**EXERCISE**
In your copy, leave out the pictures; write out all the data exactly.

**** DATA EXTRACT ****

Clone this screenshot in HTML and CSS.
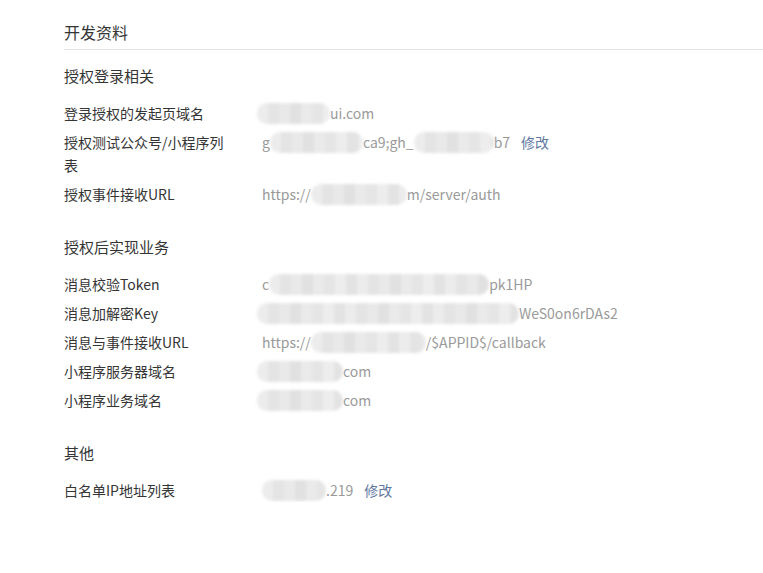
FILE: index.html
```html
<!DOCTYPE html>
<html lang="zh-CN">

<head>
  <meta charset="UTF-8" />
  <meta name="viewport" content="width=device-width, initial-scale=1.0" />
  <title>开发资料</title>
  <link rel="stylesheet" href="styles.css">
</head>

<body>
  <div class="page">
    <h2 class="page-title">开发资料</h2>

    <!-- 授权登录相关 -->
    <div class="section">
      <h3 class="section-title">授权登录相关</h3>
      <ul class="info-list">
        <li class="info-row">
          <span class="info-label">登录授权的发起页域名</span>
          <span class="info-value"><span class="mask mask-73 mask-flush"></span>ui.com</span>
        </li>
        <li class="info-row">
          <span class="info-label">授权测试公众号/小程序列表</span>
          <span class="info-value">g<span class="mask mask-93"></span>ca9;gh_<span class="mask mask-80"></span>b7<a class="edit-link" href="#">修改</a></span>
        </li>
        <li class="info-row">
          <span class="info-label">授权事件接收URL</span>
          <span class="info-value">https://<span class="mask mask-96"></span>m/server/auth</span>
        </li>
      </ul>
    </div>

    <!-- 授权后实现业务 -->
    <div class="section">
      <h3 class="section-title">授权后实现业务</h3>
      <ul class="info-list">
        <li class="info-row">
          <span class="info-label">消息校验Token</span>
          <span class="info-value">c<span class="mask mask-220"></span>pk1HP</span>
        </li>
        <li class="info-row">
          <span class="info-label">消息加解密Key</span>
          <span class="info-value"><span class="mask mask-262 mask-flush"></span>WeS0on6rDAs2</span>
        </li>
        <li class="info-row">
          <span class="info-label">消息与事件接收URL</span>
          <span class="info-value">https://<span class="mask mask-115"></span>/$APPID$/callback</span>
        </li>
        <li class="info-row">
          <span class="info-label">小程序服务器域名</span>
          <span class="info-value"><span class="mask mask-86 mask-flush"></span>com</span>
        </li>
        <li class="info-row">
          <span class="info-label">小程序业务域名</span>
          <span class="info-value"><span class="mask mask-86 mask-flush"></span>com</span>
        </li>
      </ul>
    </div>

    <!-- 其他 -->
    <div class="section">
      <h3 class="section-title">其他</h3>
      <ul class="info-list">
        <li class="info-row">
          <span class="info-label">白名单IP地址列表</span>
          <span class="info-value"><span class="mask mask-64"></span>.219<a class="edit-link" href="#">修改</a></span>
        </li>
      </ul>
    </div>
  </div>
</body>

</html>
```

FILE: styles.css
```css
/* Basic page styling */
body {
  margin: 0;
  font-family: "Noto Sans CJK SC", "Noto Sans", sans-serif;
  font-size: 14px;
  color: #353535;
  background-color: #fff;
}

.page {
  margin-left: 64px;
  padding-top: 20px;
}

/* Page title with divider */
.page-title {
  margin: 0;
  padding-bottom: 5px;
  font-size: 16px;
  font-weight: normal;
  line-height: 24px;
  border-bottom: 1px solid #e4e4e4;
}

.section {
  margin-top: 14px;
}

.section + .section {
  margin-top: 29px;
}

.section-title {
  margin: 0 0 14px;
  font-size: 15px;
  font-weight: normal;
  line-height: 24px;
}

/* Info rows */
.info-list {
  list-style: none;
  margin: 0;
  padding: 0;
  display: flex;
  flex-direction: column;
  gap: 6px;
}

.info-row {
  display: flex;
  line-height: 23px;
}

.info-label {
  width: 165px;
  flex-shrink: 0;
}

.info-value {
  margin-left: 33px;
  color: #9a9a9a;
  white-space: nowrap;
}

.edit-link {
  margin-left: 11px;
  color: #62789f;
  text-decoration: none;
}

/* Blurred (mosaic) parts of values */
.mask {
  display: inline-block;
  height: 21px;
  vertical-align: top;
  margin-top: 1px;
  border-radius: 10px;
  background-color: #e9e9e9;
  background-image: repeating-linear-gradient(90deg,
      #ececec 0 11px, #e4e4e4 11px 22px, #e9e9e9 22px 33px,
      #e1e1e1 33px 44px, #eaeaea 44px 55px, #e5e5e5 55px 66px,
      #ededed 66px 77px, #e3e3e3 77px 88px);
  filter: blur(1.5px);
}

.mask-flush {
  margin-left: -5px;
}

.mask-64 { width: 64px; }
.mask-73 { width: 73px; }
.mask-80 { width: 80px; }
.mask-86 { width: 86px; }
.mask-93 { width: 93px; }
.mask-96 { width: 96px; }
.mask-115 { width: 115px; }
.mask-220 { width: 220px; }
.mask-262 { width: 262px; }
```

****

**RESULT FOR THIS TASK**
Clone this screenshot in HTML and CSS.
FILE: index.html
```html
<!DOCTYPE html>
<html lang="zh-CN">

<head>
  <meta charset="UTF-8" />
  <meta name="viewport" content="width=device-width, initial-scale=1.0" />
  <title>开发资料</title>
  <link rel="stylesheet" href="styles.css">
</head>

<body>
  <div class="page">
    <h2 class="page-title">开发资料</h2>

    <!-- 授权登录相关 -->
    <div class="section">
      <h3 class="section-title">授权登录相关</h3>
      <ul class="info-list">
        <li class="info-row">
          <span class="info-label">登录授权的发起页域名</span>
          <span class="info-value"><span class="mask mask-73 mask-flush"></span>ui.com</span>
        </li>
        <li class="info-row">
          <span class="info-label">授权测试公众号/小程序列表</span>
          <span class="info-value">g<span class="mask mask-93"></span>ca9;gh_<span class="mask mask-80"></span>b7<a class="edit-link" href="#">修改</a></span>
        </li>
        <li class="info-row">
          <span class="info-label">授权事件接收URL</span>
          <span class="info-value">https://<span class="mask mask-96"></span>m/server/auth</span>
        </li>
      </ul>
    </div>

    <!-- 授权后实现业务 -->
    <div class="section">
      <h3 class="section-title">授权后实现业务</h3>
      <ul class="info-list">
        <li class="info-row">
          <span class="info-label">消息校验Token</span>
          <span class="info-value">c<span class="mask mask-220"></span>pk1HP</span>
        </li>
        <li class="info-row">
          <span class="info-label">消息加解密Key</span>
          <span class="info-value"><span class="mask mask-262 mask-flush"></span>WeS0on6rDAs2</span>
        </li>
        <li class="info-row">
          <span class="info-label">消息与事件接收URL</span>
          <span class="info-value">https://<span class="mask mask-115"></span>/$APPID$/callback</span>
        </li>
        <li class="info-row">
          <span class="info-label">小程序服务器域名</span>
          <span class="info-value"><span class="mask mask-86 mask-flush"></span>com</span>
        </li>
        <li class="info-row">
          <span class="info-label">小程序业务域名</span>
          <span class="info-value"><span class="mask mask-86 mask-flush"></span>com</span>
        </li>
      </ul>
    </div>

    <!-- 其他 -->
    <div class="section">
      <h3 class="section-title">其他</h3>
      <ul class="info-list">
        <li class="info-row">
          <span class="info-label">白名单IP地址列表</span>
          <span class="info-value"><span class="mask mask-64"></span>.219<a class="edit-link" href="#">修改</a></span>
        </li>
      </ul>
    </div>
  </div>
</body>

</html>
```

FILE: styles.css
```css
/* Basic page styling */
body {
  margin: 0;
  font-family: "Noto Sans CJK SC", "Noto Sans", sans-serif;
  font-size: 14px;
  color: #353535;
  background-color: #fff;
}

.page {
  margin-left: 64px;
  padding-top: 20px;
}

/* Page title with divider */
.page-title {
  margin: 0;
  padding-bottom: 5px;
  font-size: 16px;
  font-weight: normal;
  line-height: 24px;
  border-bottom: 1px solid #e4e4e4;
}

.section {
  margin-top: 14px;
}

.section + .section {
  margin-top: 29px;
}

.section-title {
  margin: 0 0 14px;
  font-size: 15px;
  font-weight: normal;
  line-height: 24px;
}

/* Info rows */
.info-list {
  list-style: none;
  margin: 0;
  padding: 0;
  display: flex;
  flex-direction: column;
  gap: 6px;
}

.info-row {
  display: flex;
  line-height: 23px;
}

.info-label {
  width: 165px;
  flex-shrink: 0;
}

.info-value {
  margin-left: 33px;
  color: #9a9a9a;
  white-space: nowrap;
}

.edit-link {
  margin-left: 11px;
  color: #62789f;
  text-decoration: none;
}

/* Blurred (mosaic) parts of values */
.mask {
  display: inline-block;
  height: 21px;
  vertical-align: top;
  margin-top: 1px;
  border-radius: 10px;
  background-color: #e9e9e9;
  background-image: repeating-linear-gradient(90deg,
      #ececec 0 11px, #e4e4e4 11px 22px, #e9e9e9 22px 33px,
      #e1e1e1 33px 44px, #eaeaea 44px 55px, #e5e5e5 55px 66px,
      #ededed 66px 77px, #e3e3e3 77px 88px);
  filter: blur(1.5px);
}

.mask-flush {
  margin-left: -5px;
}

.mask-64 { width: 64px; }
.mask-73 { width: 73px; }
.mask-80 { width: 80px; }
.mask-86 { width: 86px; }
.mask-93 { width: 93px; }
.mask-96 { width: 96px; }
.mask-115 { width: 115px; }
.mask-220 { width: 220px; }
.mask-262 { width: 262px; }
```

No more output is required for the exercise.